God knows that we need food, shelter, and safety: why pray for them? Because in the praying we are acknowledging to God that we know these things come from God. When offering thanks for our food we are reminded that God provides it — even when the food was purchased with money we earned through our labors at a job, our having (and keeping) that job was/is dependent upon God’s blessing and timing. When we pray for God’s continued mercies, we imprint on ourselves that fact that God looks after us.
When praying for a leader, even one we don’t like, we recognize that God is ultimately the leader of all leaders.
Praying for the Salvation of Our Leaders
Our prime directive from Jesus was to seek and save the lost. That includes authorities placed over us. How can any leader be made more compliant to Gods will than for him or her to become saved? If we think that is impossible, then our prayers are wasted, for we must pray in confidence and the knowledge that God can accomplish anything. Verse 4 of our passage in 1 Timothy tells us that God desires all men to be saved. We know that not all men will be saved because we have free will to choose and some freely choose to reject Jesus and follow their own desires. We also know that God knows who will and who won’t accept, because he has omniscience: the ability to see through all time and know what will happen long before it does.

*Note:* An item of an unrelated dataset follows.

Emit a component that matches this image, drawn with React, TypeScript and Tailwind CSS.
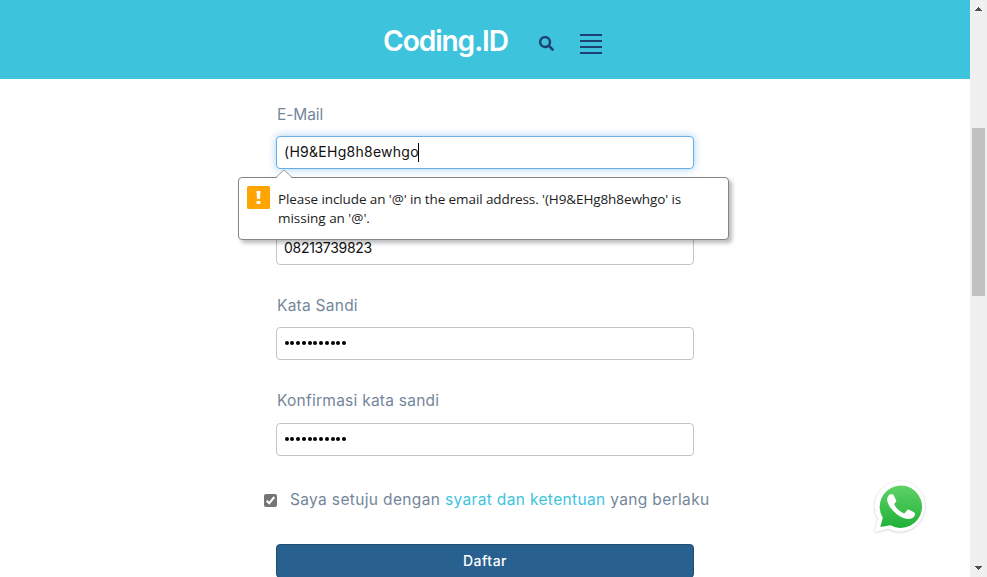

We are not omniscient. We live in the present moment. Everything behind us is history that cannot be changed. Everything ahead of us is guesswork. We have only this present moment, second by second, in which to live and make decisions. What happens in our future results from our decisions in these moments. Those decisions then become our history. But if we base our momentary decisions on what we’ve learned through our history, we become better and better at steering our future. Especially when that history is based on God’s Word.
When we pray to God for our leaders, we are acknowledging to God that He has placed these leaders, even those we don’t like, over us for His purpose. When we are compliant to civil law, when we seek peace among our neighbors and with our local leaders, we please God. It all comes down to putting the Word of God ahead of our own personal desires. In a society that is more and more MEcentric, this becomes less and less popular. Another sign that the end is approaching.
We are to hold to the Word of God without compromise. But we are not to murmur and grumble, we are not to engage in civil disobedience. We are to pray for our leaders: pray that they will lead well and God will use them. Pray for peace from them. Pray that they will come to accept Jesus. In praying these things we remind ourselves that God is, ultimately, in control.